Similar misuses of the ROLLERBLADE® brand appear in city and township ordinances and in meeting minutes across the country. Some make “unlawful” the operation of a “skateboard or rollerblade” except on sidewalks. Others forbid “rollerblading (which is the same as inline skating).” Yet others seem to only forbid “rollerblading” when there is a “dog in tow.” Ah, right. Some progressive cities have had the foresight to forbid not only “rollerblading,” but “roller skating” too, closing the potential branding loophole defense, for us trademark types.

How does this happen? Seth Godin’s recent blog post “Where’s the Baxter?” may have some application here, perhaps with a little embellishment by yours truly. Mr. Godin correctly reminds us of the importance of creating a “name” for a new product, especially when “you make something remarkable,” or “its something that hasn’t been done before,” basically, when “you’ve created something worth talking about,” and it may disappoint others to learn when they like the name too, it “is already taken.” When something is “taken” in the naming context, we’re talking about brand names, not generic names. The former can be owned, the latter cannot. So, brand names seem to get the most attention prior to launching a revolutionary new product or service.
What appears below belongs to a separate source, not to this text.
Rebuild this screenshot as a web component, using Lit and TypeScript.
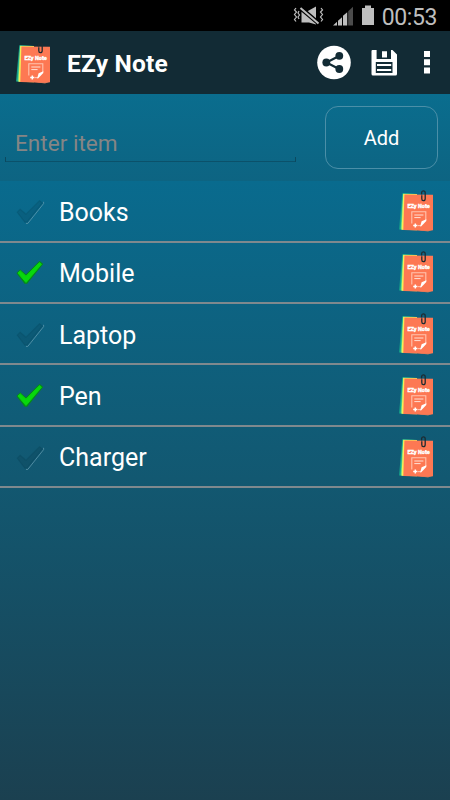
import { LitElement, html, css, svg } from "lit";
import { customElement, property, state } from "lit/decorators.js";

@customElement("note-icon")
class NoteIcon extends LitElement {
  static styles = css`
    :host { display: block; width: 38px; height: 48px; flex: none; }
    svg { display: block; }
    .label { font: 900 6px Roboto, sans-serif; fill: #fff; stroke: #fff; stroke-width: 0.3; }
  `;
  render() {
    return html`<svg width="38" height="48" viewBox="0 0 38 48">
      <path d="M5.3 6.2 L20 7 L20 43 L2 42.4Z" fill="#16a08a" />
      <path d="M6 6.6 L20 7 L20 43 L3.6 42.4Z" fill="#5fd68a" />
      <path d="M6.2 7 L20 7 L20 43.2 L4.6 42.8Z" fill="#f6ee58" />
      <path d="M20 43 L35 43 L31 44.6Z" fill="#b07a62" />
      <path d="M7.4 7.4 L36 7.7 L36 43.2 Q30 44.2 22 43.6 L6.3 43Z" fill="#fd7853" />
      <text class="label" x="10.4" y="20.8" textLength="22.4" lengthAdjust="spacingAndGlyphs">EZy Note</text>
      <path d="M14.8 36.5 V24.8 H28.8 V33" fill="none" stroke="#ffc4b0" stroke-width="1.1" />
      <path d="M21 38.6 H24" stroke="#ffc4b0" stroke-width="1.1" />
      <path d="M17.3 28 H26.4 M17.3 30.6 H23.6" stroke="#ffe0d5" stroke-width="1" />
      <path d="M29.3 32.2 L29.3 34 L24 39.4 L23.2 39.2 L24.6 34.2Z" fill="#fff" />
      <path d="M18.3 36.4 V40.6 M16.2 38.5 H20.4" stroke="#fff" stroke-width="1.5" />
      <path d="M24.6 7.5 V5.8 Q24.6 3.9 26.3 3.9 Q28.2 3.9 28.2 5.8 V11.8 Q28.2 13.7 26.3 13.7 Q24.8 13.7 24.8 11.8 V8.2" fill="none" stroke="#1d2b31" stroke-width="1.3" />
    </svg>`;
  }
}

@customElement("check-mark")
class CheckMark extends LitElement {
  @property({ type: Boolean }) done = false;
  static styles = css`
    :host { display: block; width: 30px; height: 26px; flex: none; }
    svg { display: block; }
  `;
  render() {
    const shape = "M2.2 13.2 L5.2 10.2 L11 15.2 L24.6 1.6 L27.4 4 L12 23.2 L9.8 23.2Z";
    return html`<svg width="30" height="26" viewBox="0 0 30 26">
      ${this.done
        ? svg`
          <path d=${shape} fill="#078a1c" stroke="#078a1c" stroke-width="1.2" stroke-linejoin="round" />
          <path d="M3 13 L5.3 10.9 L11 16.2 L24.5 2.6 L26.4 4.2 L11 22.4Z" fill="#08d80c" stroke="#08d80c" stroke-width="1" stroke-linejoin="round" />`
        : svg`
          <path d="M11 24.4 L12.8 24.4 L28.6 4.6 L28.6 2.8" fill="none" stroke="#6a9fb3" stroke-opacity=".7" stroke-width="1" />
          <path d=${shape} fill="#000" fill-opacity=".08" stroke="#003a50" stroke-opacity=".2" stroke-width="1.2" stroke-linejoin="round" />`}
    </svg>`;
  }
}

@customElement("app-root")
class AppRoot extends LitElement {
  @state() private items = [
    { name: "Books", done: false },
    { name: "Mobile", done: true },
    { name: "Laptop", done: false },
    { name: "Pen", done: true },
    { name: "Charger", done: false },
  ];

  static styles = css`
    :host {
      display: flex; flex-direction: column; width: 450px; height: 800px; overflow: hidden;
      box-sizing: border-box; font-family: Roboto, sans-serif; color: #fff; background: #000;
    }
    .status { height: 31px; flex: none; display: flex; align-items: center; justify-content: flex-end; padding-right: 13px; box-sizing: border-box; }
    .status svg { display: block; }
    .clock { font-size: 23px; line-height: 31px; color: #bebebe; margin: 3px 0 0 7px; letter-spacing: -0.4px; }
    .bar { height: 63px; flex: none; display: flex; align-items: center; background: #122b35; padding-left: 14px; box-sizing: border-box; }
    .title { flex: 1; margin: 2px 0 0 15px; font-size: 24.5px; font-weight: 700; line-height: 30px; letter-spacing: 0.2px; }
    .actions { display: block; }
    .form {
      height: 87px; flex: none; display: flex; box-sizing: border-box; padding: 12px 12px 0 5px; justify-content: space-between;
      background: linear-gradient(#0a6d8e, #0d6482);
    }
    .field {
      width: 291px; height: 56px; box-sizing: border-box; padding: 24px 0 0 10px;
      font-size: 22.6px; line-height: 27px; color: #858585;
      background:
        linear-gradient(#0b4a60, #0b4a60) left bottom / 1px 5px no-repeat,
        linear-gradient(#0b4a60, #0b4a60) right bottom / 1px 5px no-repeat,
        linear-gradient(#0b516a, #0b516a) left bottom / 100% 1px no-repeat;
    }
    .add {
      width: 113px; height: 63px; box-sizing: border-box; border: 1.5px solid #4b8fa8; border-radius: 13px; background: none;
      color: #fff; font: 20px/24px Roboto, sans-serif; padding: 0; text-align: center;
    }
    .list { flex: 1; background: linear-gradient(#096b8e 0%, #125871 48%, #1b4050 100%); }
    .row {
      height: 61.35px; box-sizing: border-box; display: flex; align-items: center;
      padding: 0 15px 0 15px; border-bottom: 2px solid #7f898e;
    }
    .row:first-child { height: 61.8px; }
    .name { flex: 1; margin: 3.6px 0 0 14px; font-size: 25px; line-height: 30px; }
    check-mark { margin-top: 2px; }
  `;

  render() {
    return html`
      <div class="status">
        <svg width="84" height="31" viewBox="291 0 84 31">
          <g fill="none" stroke="#bebebe" stroke-width="1.2">
            <path d="M296 8 l-1.5 2 l2 2 l-2 2.5 l2 2.5 l-2 2.5 l1.5 2" />
            <path d="M299 11 l-1 2 l1.5 2 l-1.5 2 l1 2" />
            <path d="M321 8 l1.5 2 l-2 2 l2 2.5 l-2 2.5 l2 2.5 l-1.5 2" />
          </g>
          <path d="M301.5 11.5 H307 L316 6.5 V24.5 L309 22.5 H301.5Z" fill="#bebebe" />
          <path d="M300 7.5 L319 23.7" stroke="#000" stroke-width="4.4" />
          <path d="M300.5 8 L318.5 23.4" stroke="#bebebe" stroke-width="2" />
          <g fill="#bebebe">
            <path d="M333 25.5 L337 21.8 V25.5Z M338 25.5 V20.8 L342 17.2 V25.5Z M343 25.5 V15.8 L347.2 12.2 V25.5Z" />
            <path d="M348.2 25.5 V11.2 L353 6.8 V25.5Z" fill="#4b4b4b" />
            <path d="M365 5.5 H371 V8 H374 V25 H362 V8 H365Z" />
          </g>
        </svg>
        <div class="clock">00:53</div>
      </div>
      <div class="bar">
        <note-icon></note-icon>
        <div class="title">EZy Note</div>
        <svg class="actions" width="134" height="63" viewBox="316 31 134 63">
          <circle cx="334" cy="62.5" r="16.8" fill="#fff" />
          <path d="M339 56 L326.5 62.5 L339 69" fill="none" stroke="#122b35" stroke-width="2.2" />
          <g fill="#122b35"><circle cx="339.3" cy="55.8" r="3.9" /><circle cx="326.3" cy="62.5" r="3.9" /><circle cx="339.3" cy="69" r="3.9" /></g>
          <path fill="#fff" fill-rule="evenodd" d="M372.5 50 H376.6 V59 H391 V50 H392.5 L397 54.5 V74 Q397 75.5 395.5 75.5 H373 Q371.5 75.5 371.5 74 V51 Q371.5 50 372.5 50Z M375.8 62 V73 H392.5 V62Z" />
          <path fill="#fff" d="M382 51.3 H387 V57.5 H382Z M377 64 H391.2 V66 H377Z M377 69 H391.2 V71 H377Z" />
          <path fill="#fff" d="M424 51 H430 V57 H424Z M424 59.3 H430 V65.3 H424Z M424 67.6 H430 V73.6 H424Z" />
        </svg>
      </div>
      <div class="form">
        <div class="field">Enter item</div>
        <button class="add">Add</button>
      </div>
      <div class="list">
        ${this.items.map((item) => html`
          <div class="row">
            <check-mark ?done=${item.done}></check-mark>
            <div class="name">${item.name}</div>
            <note-icon></note-icon>
          </div>`)}
      </div>
    `;
  }
}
Getting much less attention, and deserving far more, is the need to create an acceptable generic name too, especially when the new product is truly “remarkable,” and appears headed for creating a new category. For example, had Rollerblade® adopted, embraced, and promoted “in-line skates” as the generic name for the category it “pioneered” in the early 1980s, it seems unlikely the misuses would be as prevalent as they are today. How do we know it didn’t take these early steps? Besides my imperfect consumer recollection from the decade of the 1980s, I rely on the clunky patent-like generic product description set forth in the original ROLLERBLADE® trademark registration (1985), covering “boots equipped with longitudinally aligned rollers used for skating and skiing.” Uh, not a very consumer-friendly sound-bite. As far as I can tell, it wasn’t until the close of the 1980s that the term “in-line skating” or “in-line skates” began to appear, at least, in Rollerblade® trademark filings, see the 1990 U.S. registration for TEAM ROLLERBLADE®. A decade is a lot of history to erase.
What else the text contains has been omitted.